Task goal. Leave out the pictures and set down exactly the lines from the start of the listing through the one with "const points = [221, 595, 967, 1341, 1715];", both included.

Data lines.
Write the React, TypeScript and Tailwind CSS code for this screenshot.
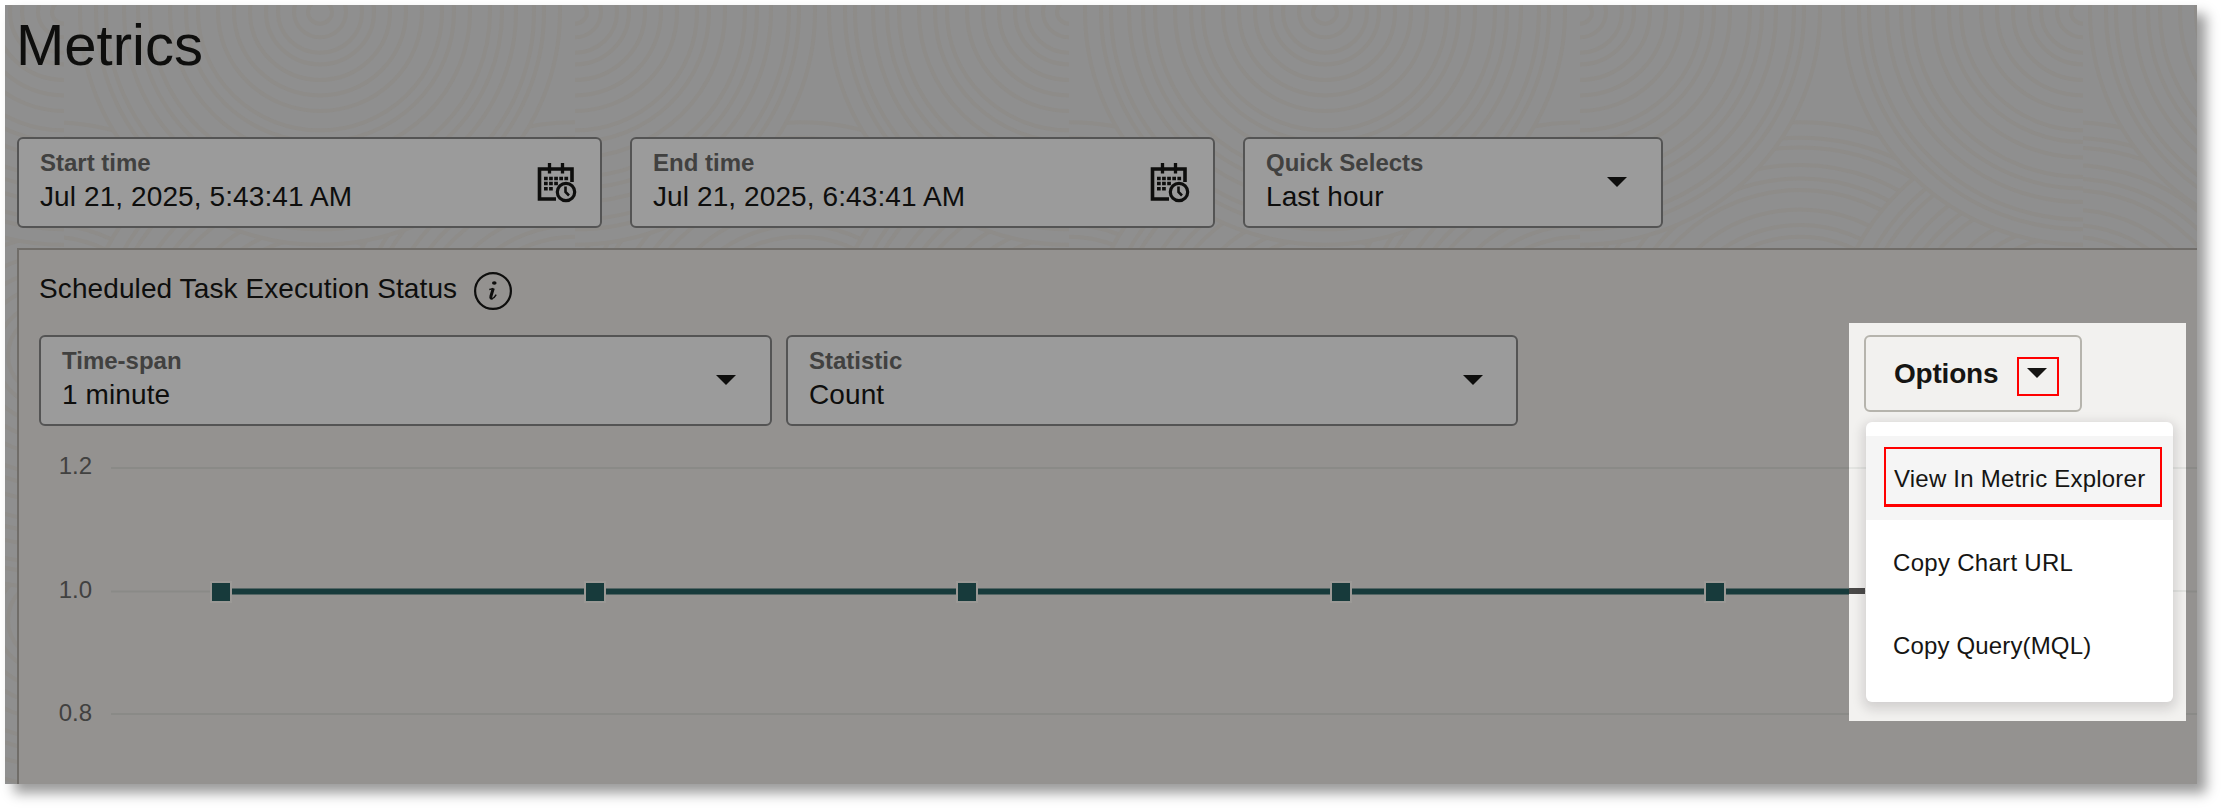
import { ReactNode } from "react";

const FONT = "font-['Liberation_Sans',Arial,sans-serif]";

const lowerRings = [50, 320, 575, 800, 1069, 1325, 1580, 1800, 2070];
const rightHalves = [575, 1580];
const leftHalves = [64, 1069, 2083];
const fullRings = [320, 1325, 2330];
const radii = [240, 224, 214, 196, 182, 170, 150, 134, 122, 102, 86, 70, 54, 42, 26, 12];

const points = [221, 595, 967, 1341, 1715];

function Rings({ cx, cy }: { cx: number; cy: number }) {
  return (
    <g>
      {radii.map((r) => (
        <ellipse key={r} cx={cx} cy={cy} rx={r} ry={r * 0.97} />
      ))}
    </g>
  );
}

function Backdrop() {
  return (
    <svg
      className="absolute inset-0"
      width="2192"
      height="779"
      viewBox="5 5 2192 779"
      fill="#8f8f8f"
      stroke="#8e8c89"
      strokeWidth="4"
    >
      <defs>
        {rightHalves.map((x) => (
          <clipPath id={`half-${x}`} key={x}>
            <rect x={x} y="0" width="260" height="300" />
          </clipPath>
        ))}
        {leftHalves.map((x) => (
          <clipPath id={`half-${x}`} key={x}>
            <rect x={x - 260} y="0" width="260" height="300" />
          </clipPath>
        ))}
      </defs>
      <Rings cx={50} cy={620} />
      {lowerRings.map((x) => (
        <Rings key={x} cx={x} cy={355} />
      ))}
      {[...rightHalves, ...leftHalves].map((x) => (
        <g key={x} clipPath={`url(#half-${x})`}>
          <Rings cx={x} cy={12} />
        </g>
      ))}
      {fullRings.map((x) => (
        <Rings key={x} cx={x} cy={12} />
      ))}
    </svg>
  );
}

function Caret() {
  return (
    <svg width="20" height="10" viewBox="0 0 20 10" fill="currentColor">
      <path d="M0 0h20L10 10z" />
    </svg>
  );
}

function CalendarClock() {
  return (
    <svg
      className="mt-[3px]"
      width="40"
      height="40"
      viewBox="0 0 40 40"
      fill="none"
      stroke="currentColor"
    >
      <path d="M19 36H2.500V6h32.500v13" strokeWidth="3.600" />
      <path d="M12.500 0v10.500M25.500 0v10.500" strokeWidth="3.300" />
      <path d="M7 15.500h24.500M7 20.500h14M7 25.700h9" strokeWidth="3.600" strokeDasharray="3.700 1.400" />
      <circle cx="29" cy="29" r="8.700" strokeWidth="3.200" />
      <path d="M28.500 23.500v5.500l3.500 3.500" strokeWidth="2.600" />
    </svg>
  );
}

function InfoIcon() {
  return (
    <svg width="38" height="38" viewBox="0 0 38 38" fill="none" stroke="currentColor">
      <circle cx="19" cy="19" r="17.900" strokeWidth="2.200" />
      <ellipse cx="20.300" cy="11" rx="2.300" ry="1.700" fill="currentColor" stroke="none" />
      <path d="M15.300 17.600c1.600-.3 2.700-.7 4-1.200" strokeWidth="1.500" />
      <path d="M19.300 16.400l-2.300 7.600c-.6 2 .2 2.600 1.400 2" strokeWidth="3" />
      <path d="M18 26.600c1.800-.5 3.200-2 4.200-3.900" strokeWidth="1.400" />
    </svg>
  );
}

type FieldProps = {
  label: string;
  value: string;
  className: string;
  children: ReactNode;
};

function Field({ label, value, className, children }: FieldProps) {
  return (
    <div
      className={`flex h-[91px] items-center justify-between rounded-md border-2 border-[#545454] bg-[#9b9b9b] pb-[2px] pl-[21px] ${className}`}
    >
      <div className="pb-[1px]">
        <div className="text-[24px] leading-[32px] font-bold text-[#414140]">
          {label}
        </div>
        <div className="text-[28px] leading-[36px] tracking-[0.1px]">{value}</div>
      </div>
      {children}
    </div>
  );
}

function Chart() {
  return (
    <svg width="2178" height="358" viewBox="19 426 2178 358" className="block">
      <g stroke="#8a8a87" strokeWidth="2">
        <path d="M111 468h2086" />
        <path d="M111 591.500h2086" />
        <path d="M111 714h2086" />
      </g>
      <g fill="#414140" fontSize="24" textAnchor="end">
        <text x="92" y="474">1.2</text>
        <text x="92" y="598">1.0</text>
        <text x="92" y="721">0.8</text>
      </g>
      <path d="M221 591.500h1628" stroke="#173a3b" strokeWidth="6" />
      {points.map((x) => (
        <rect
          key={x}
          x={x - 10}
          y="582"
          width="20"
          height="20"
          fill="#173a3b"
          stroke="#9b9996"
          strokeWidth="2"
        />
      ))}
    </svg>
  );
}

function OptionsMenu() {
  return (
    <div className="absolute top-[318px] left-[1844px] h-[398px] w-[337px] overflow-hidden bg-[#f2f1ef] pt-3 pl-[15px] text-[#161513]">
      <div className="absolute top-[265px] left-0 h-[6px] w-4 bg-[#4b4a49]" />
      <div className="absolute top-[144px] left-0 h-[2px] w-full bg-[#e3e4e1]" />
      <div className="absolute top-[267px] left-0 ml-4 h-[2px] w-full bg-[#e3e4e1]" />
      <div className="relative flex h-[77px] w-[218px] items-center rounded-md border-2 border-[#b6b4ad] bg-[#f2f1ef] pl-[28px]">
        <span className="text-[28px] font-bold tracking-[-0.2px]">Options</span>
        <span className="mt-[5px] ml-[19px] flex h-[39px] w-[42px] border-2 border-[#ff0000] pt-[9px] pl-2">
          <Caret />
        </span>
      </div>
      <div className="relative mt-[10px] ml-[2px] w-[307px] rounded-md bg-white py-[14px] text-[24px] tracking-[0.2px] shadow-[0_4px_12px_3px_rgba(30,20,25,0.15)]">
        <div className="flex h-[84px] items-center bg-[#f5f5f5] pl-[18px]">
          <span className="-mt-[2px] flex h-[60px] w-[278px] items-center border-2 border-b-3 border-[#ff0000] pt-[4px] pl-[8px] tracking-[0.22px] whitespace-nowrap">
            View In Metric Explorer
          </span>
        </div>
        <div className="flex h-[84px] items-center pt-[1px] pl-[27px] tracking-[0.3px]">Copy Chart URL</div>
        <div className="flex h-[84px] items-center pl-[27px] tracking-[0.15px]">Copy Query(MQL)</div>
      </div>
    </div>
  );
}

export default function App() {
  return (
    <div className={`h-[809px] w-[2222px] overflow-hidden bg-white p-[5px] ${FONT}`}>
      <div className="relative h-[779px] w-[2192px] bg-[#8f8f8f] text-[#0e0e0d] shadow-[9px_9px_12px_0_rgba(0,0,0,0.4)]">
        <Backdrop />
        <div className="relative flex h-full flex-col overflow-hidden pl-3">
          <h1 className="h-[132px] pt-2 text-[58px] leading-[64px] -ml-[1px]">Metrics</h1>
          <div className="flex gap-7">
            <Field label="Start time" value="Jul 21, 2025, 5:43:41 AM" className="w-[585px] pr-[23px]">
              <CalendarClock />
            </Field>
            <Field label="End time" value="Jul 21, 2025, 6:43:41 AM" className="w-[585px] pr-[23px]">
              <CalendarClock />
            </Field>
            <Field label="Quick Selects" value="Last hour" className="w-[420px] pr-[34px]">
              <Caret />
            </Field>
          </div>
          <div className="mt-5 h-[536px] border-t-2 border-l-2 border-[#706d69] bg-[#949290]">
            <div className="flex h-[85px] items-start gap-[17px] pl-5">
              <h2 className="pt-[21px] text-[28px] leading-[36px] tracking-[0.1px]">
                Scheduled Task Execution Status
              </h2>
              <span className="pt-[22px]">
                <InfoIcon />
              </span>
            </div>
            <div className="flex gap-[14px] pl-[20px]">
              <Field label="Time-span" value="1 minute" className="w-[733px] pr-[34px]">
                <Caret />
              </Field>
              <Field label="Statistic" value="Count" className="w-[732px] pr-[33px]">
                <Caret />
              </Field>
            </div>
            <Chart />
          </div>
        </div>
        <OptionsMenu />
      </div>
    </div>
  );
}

The response.
Write the React, TypeScript and Tailwind CSS code for this screenshot.
import { ReactNode } from "react";

const FONT = "font-['Liberation_Sans',Arial,sans-serif]";

const lowerRings = [50, 320, 575, 800, 1069, 1325, 1580, 1800, 2070];
const rightHalves = [575, 1580];
const leftHalves = [64, 1069, 2083];
const fullRings = [320, 1325, 2330];
const radii = [240, 224, 214, 196, 182, 170, 150, 134, 122, 102, 86, 70, 54, 42, 26, 12];

const points = [221, 595, 967, 1341, 1715];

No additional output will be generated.